In globalization, some firms centralize control, meaning decisions are made at headquarters. But other firms delegate some important decisions to overseas managers. The relationship between top managers and their boards differs on a global basis, resulting in different structural arrangements among firms.
Functions of the Board vary worldwide. China, for example, has a different setup in its national companies because they include politicians among the Board members, but private Chinese companies would more likely be headed by founders. In Malaysia, a native Malay always heads the board. In the wake of financial debacles in the US and Europe, many nations introduced new legislation mandating what and how boards were to monitor senior managers. Singapore requires that auditors be changed no less frequently than every two years.
There are new paradigm shifts in organizations. Convergence is a new term. This is an outcome of globalization. With the interdependence of organizations and countries, functions and resources are converged and focused on a certain point. Advantages and disadvantages are brought out in the open.
A commonly accepted definition of globalization by economists, says Van Der Bly, is that it is the “international economic integration that can be pursued through policies of ‘openness’, the liberalization of trade, investment, and finance, leading to an ‘open economy”. Internationalization, liberalization, increased competitiveness – are some of the aspects of globalization.

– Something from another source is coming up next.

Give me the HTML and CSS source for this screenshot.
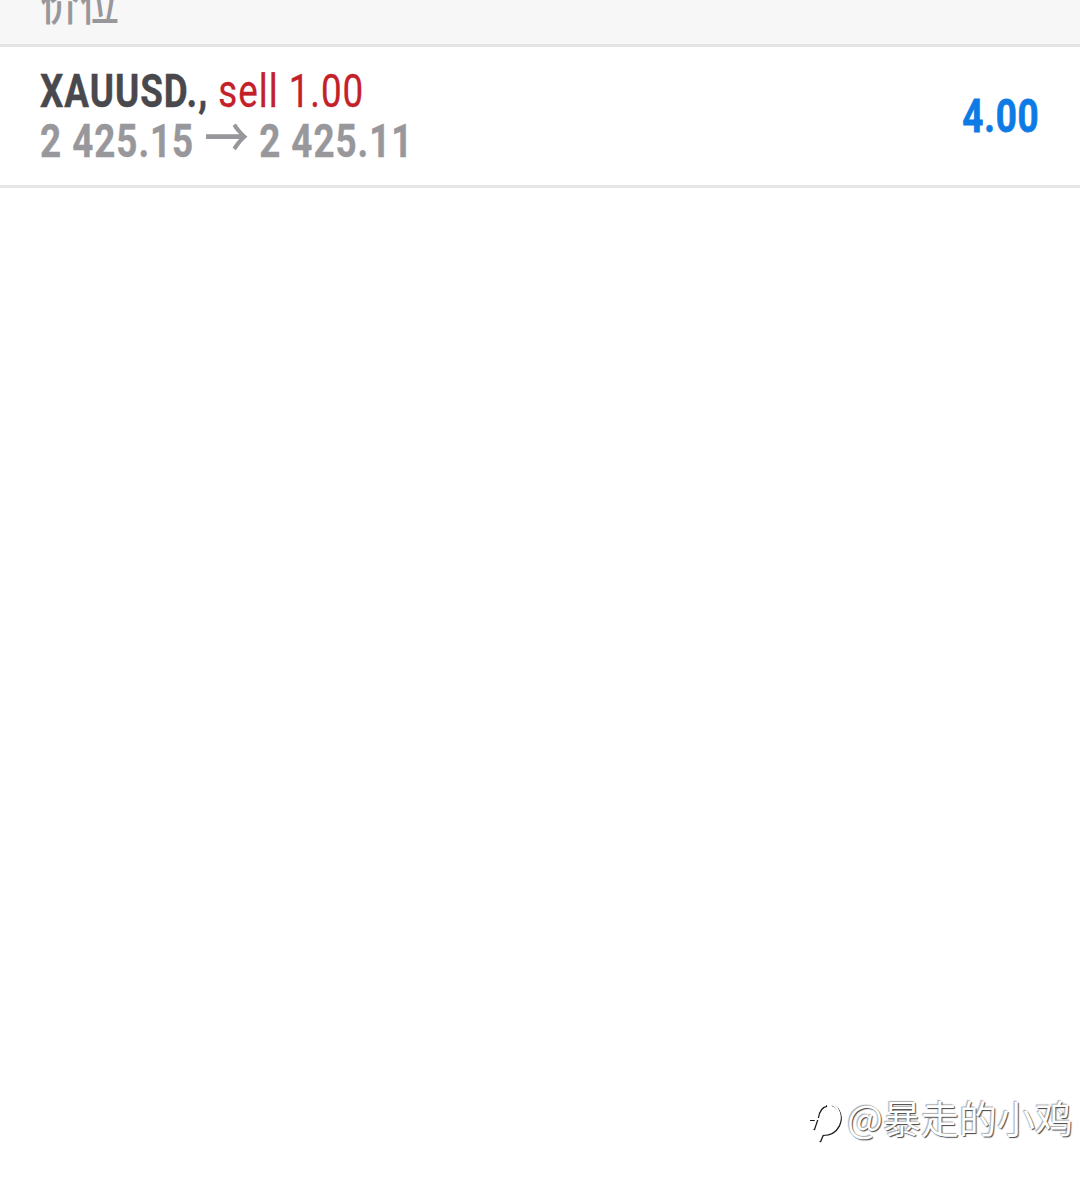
FILE: index.html
```html
<!DOCTYPE html>
<html lang="zh">
<head>
<meta charset="utf-8">
<title>价位</title>
<link rel="stylesheet" href="styles.css">
</head>
<body>
<div class="page">
  <header class="head"><span class="head-text">价位</span></header>
  <div class="row">
    <div class="info">
      <div class="line1"><b class="sym">XAUUSD.,</b> <span class="side">sell 1.00</span></div>
      <div class="line2">2 425.15 <span class="arrow">→</span> 2 425.11</div>
    </div>
    <div class="profit">4.00</div>
  </div>
  <div class="mark">
    <svg class="mark-icon" viewBox="0 0 34 44" width="34" height="44" aria-hidden="true">
      <path class="s-dark" d="M22 5C30 8 33 18 29 26C26 32 20 35 13 35L10 42"/>
      <path class="s-dark" d="M17 6C11 7 9 12 8 18L4 30"/>
      <path class="s-dark" d="M0 20H6M14 19H17"/>
      <path class="s-light" d="M21 4C29 7 32 17 28 25C25 31 19 34 12 34L9 41"/>
      <path class="s-light" d="M16 5C10 6 8 11 7 17L3 29M0 19H17"/>
    </svg>
    <span class="mark-text">@暴走的小鸡</span>
  </div>
</div>
</body>
</html>
```
FILE: styles.css
```css
* { box-sizing: border-box; }
html, body { margin: 0; background: #fff; }
.page { position: relative; width: 1080px; height: 1179px; overflow: hidden; background: #fff; font-family: Roboto, "Noto Sans CJK SC", sans-serif; }
.head { height: 47px; background: #f7f7f7; border-bottom: 3px solid #e4e4e4; padding-left: 40px; overflow: hidden; }
.head-text { display: block; margin-top: -24px; font-size: 44px; line-height: 60px; font-weight: 500; color: #98989c; transform: scaleX(0.9); transform-origin: left; }
.row { height: 141px; display: flex; justify-content: space-between; align-items: center; padding: 0 40px; border-bottom: 3px solid #e6e6e6; background: #fff; }
.info { display: flex; flex-direction: column; }
.line1, .line2 { font-size: 46px; line-height: 50px; letter-spacing: 1.2px; white-space: nowrap; transform: scaleX(0.8); transform-origin: left; }
.sym { font-weight: 700; color: #48484d; -webkit-text-stroke: 0.4px #48484d; }
.side { color: #c4202a; -webkit-text-stroke: 0.3px #c4202a; }
.line2 { font-weight: 700; color: #98989c; -webkit-text-stroke: 0.4px #98989c; }
.arrow { font-family: "Noto Sans CJK SC", sans-serif; font-size: 56px; font-weight: 500; line-height: 0; letter-spacing: 0; vertical-align: -1px; -webkit-text-stroke: 0; }
.profit { font-size: 46px; line-height: 50px; letter-spacing: 1px; font-weight: 700; color: #0d7be6; -webkit-text-stroke: 0.8px #0d7be6; transform: scaleX(0.8); transform-origin: right; }
.mark { position: absolute; left: 810px; top: 1092px; display: flex; align-items: flex-start; gap: 3px; }
.mark-icon { display: block; margin-top: 8px; fill: none; }
.s-dark { stroke: #1c1c1c; stroke-width: 2; fill: none; }
.s-light { stroke: #fff; stroke-width: 2; fill: none; }
.mark-text { font-family: "Noto Sans CJK SC", sans-serif; font-size: 38px; line-height: 50px; color: #fff; text-shadow: 1px 1px 1px #444, -1px -1px 1px #aaa; white-space: nowrap; }
```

Furthermore, as a consequence of globalization, there is convergence in political institutions, systems, and organizations or global firms. Convergence is the growing similarity of key patterns in employment-related aspects of countries, industrial relation systems, and employment career paths of individuals in selected industrialized societies. Also, as a result of converging policies, employment careers have become increasingly destabilized, uncertain and unstable for all individuals.